The Ministry of Finance said on Saturday that it was considering allowing the nation’s individual and business taxpayers to delay or pay their taxes in installments this year, local media reported yesterday.
The proposed measure would enable cash-strapped taxpayers to delay their payments for one to two months, but no later than the end of the year, the Chinese-language Apple Daily quoted Minister of Finance Lee Sush-der (李述德) as saying.
However, the rich would not be permitted to apply for the tax deferral, and qualified taxpayers would need to apply based on their individual circumstances, Lee said.
Under the ministry’s plan, applications for individual income tax deferral would be made up of four parts, the paper said. The first would be a bank statement proving substantial investment losses from the purchase of now-bankrupt Lehman Brothers-linked financial products. The applicant must have been laid off after last July and filed for unemployment benefits. The amount of tax due has to be more than NT$50,000 (US$1,490) or exceed the applicant’s monthly income. Finally, the amount of savings must be less than the amount of tax due.

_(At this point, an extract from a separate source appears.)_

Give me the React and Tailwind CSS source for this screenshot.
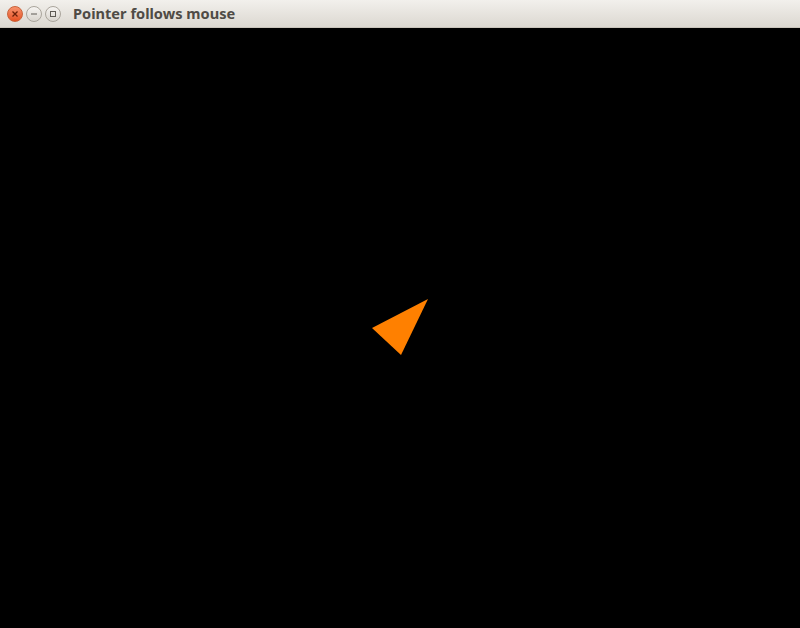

As to whether one or all four requirements would have to be met, the ministry said no final decision had been made. More details would be discussed at a tax meeting on Wednesday.
But, investors who incur losses from investing in stocks or funds are not entitled to apply for a tax deferral as the ministry does not consider these losses “substantial wealth losses,” the paper said.
As for the business income tax, the ministry said businesses would be eligible to apply for the deferral as long as they can provide evidence of a decline in orders as a result of the global financial crisis that forced them to ask employees to take unpaid leave.
There are also several conditions that must be met. The business must have never been convicted of tax evasion. The business must also have suffered a large decline in profit, making it unable to hold a year-end dinner party or give out bonuses to its employees.
Companies that support the government’s policy by promising to lay off less than 1 percent of their workforce, will be given first consideration for a tax deferral.
In response, the Taiwan Federation of Industry (工業協進會) chairman Lee Cheng-chia (李成家) agreed with the ministry’s decision to allow business taxpayers to make deferred payments of income tax.
“This will definitely be a tremendous help to businesses that are facing cash flow problems,” Lee told the newspaper.
However, Lee disagreed with the government’s plan for companies that held year-end dinner parties to be left out of the tax deferral program, saying it was a way for business owners to reward employees for their hard work over the past year, and does not mean these companies were profitable.
Preston Chen (陳武雄), chairman of the Chinese National Federation of Industries (工業總會), also welcomed the government’s move.
“I think this is a really good thing that can provide help to a number of businesses especially at this time … Many companies will be able to take a breath,” the paper quoted Chen as saying.
However, Norman Yin (殷乃平), a money and banking professor at National Chengchih University, criticized the new policy as being carelessly planned, suggesting that a tax reduction may be a more appropriate measure.